- **REQUEST**
Please print every record below exactly as it appears.

Saved entries:
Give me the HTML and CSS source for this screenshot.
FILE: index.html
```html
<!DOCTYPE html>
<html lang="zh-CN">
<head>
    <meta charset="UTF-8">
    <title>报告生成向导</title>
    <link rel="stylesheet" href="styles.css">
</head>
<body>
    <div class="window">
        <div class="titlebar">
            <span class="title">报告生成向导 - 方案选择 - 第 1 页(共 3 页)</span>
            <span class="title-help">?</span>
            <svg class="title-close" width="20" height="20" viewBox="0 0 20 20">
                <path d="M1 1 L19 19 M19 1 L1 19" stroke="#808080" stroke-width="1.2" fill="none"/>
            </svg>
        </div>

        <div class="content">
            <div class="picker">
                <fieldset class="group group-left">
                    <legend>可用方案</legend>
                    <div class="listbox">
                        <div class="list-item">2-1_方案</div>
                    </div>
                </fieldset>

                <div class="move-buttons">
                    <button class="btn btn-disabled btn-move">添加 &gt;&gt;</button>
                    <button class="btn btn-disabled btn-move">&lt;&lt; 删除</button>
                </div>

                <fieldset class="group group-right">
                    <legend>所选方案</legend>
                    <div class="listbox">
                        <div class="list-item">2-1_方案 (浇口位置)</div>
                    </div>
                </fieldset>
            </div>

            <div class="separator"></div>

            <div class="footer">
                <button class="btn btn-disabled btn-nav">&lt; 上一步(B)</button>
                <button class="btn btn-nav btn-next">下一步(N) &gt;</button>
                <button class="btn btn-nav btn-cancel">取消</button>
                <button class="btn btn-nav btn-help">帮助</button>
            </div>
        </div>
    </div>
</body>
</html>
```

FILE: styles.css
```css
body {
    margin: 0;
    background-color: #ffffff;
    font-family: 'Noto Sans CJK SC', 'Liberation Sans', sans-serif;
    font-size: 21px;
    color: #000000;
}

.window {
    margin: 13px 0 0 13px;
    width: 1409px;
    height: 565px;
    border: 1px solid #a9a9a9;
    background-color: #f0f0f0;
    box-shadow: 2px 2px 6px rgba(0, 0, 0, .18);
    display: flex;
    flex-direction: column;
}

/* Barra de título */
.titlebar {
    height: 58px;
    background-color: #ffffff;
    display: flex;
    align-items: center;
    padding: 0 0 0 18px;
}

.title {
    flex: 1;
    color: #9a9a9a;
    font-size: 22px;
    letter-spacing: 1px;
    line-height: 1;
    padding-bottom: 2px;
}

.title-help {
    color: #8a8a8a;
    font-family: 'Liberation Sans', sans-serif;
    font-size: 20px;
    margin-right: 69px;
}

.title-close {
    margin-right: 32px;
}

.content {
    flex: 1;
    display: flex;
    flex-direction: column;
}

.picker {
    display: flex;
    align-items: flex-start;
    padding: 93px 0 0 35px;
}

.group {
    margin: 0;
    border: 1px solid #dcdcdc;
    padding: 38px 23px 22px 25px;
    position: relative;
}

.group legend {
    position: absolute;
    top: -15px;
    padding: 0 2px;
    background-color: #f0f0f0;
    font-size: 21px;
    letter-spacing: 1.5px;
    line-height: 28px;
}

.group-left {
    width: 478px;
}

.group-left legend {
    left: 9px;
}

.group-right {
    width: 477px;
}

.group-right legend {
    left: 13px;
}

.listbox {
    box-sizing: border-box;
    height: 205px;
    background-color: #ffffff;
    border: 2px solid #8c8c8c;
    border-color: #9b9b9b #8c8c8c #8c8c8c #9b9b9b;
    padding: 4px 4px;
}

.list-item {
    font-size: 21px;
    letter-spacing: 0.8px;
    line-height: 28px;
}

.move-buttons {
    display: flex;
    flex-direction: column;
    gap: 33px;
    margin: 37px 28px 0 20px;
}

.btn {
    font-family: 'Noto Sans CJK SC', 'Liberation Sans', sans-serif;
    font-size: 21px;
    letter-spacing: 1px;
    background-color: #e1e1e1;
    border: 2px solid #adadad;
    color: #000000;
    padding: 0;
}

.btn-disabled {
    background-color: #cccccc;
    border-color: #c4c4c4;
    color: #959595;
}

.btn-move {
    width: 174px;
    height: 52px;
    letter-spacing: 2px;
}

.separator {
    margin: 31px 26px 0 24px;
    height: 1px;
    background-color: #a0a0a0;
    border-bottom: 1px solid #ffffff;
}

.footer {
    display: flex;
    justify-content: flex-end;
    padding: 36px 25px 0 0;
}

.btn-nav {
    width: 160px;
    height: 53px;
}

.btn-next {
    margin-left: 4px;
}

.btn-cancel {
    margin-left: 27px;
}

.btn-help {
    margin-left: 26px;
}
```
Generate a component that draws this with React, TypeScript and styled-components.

- **REPLY**
Give me the HTML and CSS source for this screenshot.
FILE: index.html
```html
<!DOCTYPE html>
<html lang="zh-CN">
<head>
    <meta charset="UTF-8">
    <title>报告生成向导</title>
    <link rel="stylesheet" href="styles.css">
</head>
<body>
    <div class="window">
        <div class="titlebar">
            <span class="title">报告生成向导 - 方案选择 - 第 1 页(共 3 页)</span>
            <span class="title-help">?</span>
            <svg class="title-close" width="20" height="20" viewBox="0 0 20 20">
                <path d="M1 1 L19 19 M19 1 L1 19" stroke="#808080" stroke-width="1.2" fill="none"/>
            </svg>
        </div>

        <div class="content">
            <div class="picker">
                <fieldset class="group group-left">
                    <legend>可用方案</legend>
                    <div class="listbox">
                        <div class="list-item">2-1_方案</div>
                    </div>
                </fieldset>

                <div class="move-buttons">
                    <button class="btn btn-disabled btn-move">添加 &gt;&gt;</button>
                    <button class="btn btn-disabled btn-move">&lt;&lt; 删除</button>
                </div>

                <fieldset class="group group-right">
                    <legend>所选方案</legend>
                    <div class="listbox">
                        <div class="list-item">2-1_方案 (浇口位置)</div>
                    </div>
                </fieldset>
            </div>

            <div class="separator"></div>

            <div class="footer">
                <button class="btn btn-disabled btn-nav">&lt; 上一步(B)</button>
                <button class="btn btn-nav btn-next">下一步(N) &gt;</button>
                <button class="btn btn-nav btn-cancel">取消</button>
                <button class="btn btn-nav btn-help">帮助</button>
            </div>
        </div>
    </div>
</body>
</html>
```

FILE: styles.css
```css
body {
    margin: 0;
    background-color: #ffffff;
    font-family: 'Noto Sans CJK SC', 'Liberation Sans', sans-serif;
    font-size: 21px;
    color: #000000;
}

.window {
    margin: 13px 0 0 13px;
    width: 1409px;
    height: 565px;
    border: 1px solid #a9a9a9;
    background-color: #f0f0f0;
    box-shadow: 2px 2px 6px rgba(0, 0, 0, .18);
    display: flex;
    flex-direction: column;
}

/* Barra de título */
.titlebar {
    height: 58px;
    background-color: #ffffff;
    display: flex;
    align-items: center;
    padding: 0 0 0 18px;
}

.title {
    flex: 1;
    color: #9a9a9a;
    font-size: 22px;
    letter-spacing: 1px;
    line-height: 1;
    padding-bottom: 2px;
}

.title-help {
    color: #8a8a8a;
    font-family: 'Liberation Sans', sans-serif;
    font-size: 20px;
    margin-right: 69px;
}

.title-close {
    margin-right: 32px;
}

.content {
    flex: 1;
    display: flex;
    flex-direction: column;
}

.picker {
    display: flex;
    align-items: flex-start;
    padding: 93px 0 0 35px;
}

.group {
    margin: 0;
    border: 1px solid #dcdcdc;
    padding: 38px 23px 22px 25px;
    position: relative;
}

.group legend {
    position: absolute;
    top: -15px;
    padding: 0 2px;
    background-color: #f0f0f0;
    font-size: 21px;
    letter-spacing: 1.5px;
    line-height: 28px;
}

.group-left {
    width: 478px;
}

.group-left legend {
    left: 9px;
}

.group-right {
    width: 477px;
}

.group-right legend {
    left: 13px;
}

.listbox {
    box-sizing: border-box;
    height: 205px;
    background-color: #ffffff;
    border: 2px solid #8c8c8c;
    border-color: #9b9b9b #8c8c8c #8c8c8c #9b9b9b;
    padding: 4px 4px;
}

.list-item {
    font-size: 21px;
    letter-spacing: 0.8px;
    line-height: 28px;
}

.move-buttons {
    display: flex;
    flex-direction: column;
    gap: 33px;
    margin: 37px 28px 0 20px;
}

.btn {
    font-family: 'Noto Sans CJK SC', 'Liberation Sans', sans-serif;
    font-size: 21px;
    letter-spacing: 1px;
    background-color: #e1e1e1;
    border: 2px solid #adadad;
    color: #000000;
    padding: 0;
}

.btn-disabled {
    background-color: #cccccc;
    border-color: #c4c4c4;
    color: #959595;
}

.btn-move {
    width: 174px;
    height: 52px;
    letter-spacing: 2px;
}

.separator {
    margin: 31px 26px 0 24px;
    height: 1px;
    background-color: #a0a0a0;
    border-bottom: 1px solid #ffffff;
}

.footer {
    display: flex;
    justify-content: flex-end;
    padding: 36px 25px 0 0;
}

.btn-nav {
    width: 160px;
    height: 53px;
}

.btn-next {
    margin-left: 4px;
}

.btn-cancel {
    margin-left: 27px;
}

.btn-help {
    margin-left: 26px;
}
```
Generate a component that draws this with React, TypeScript and styled-components.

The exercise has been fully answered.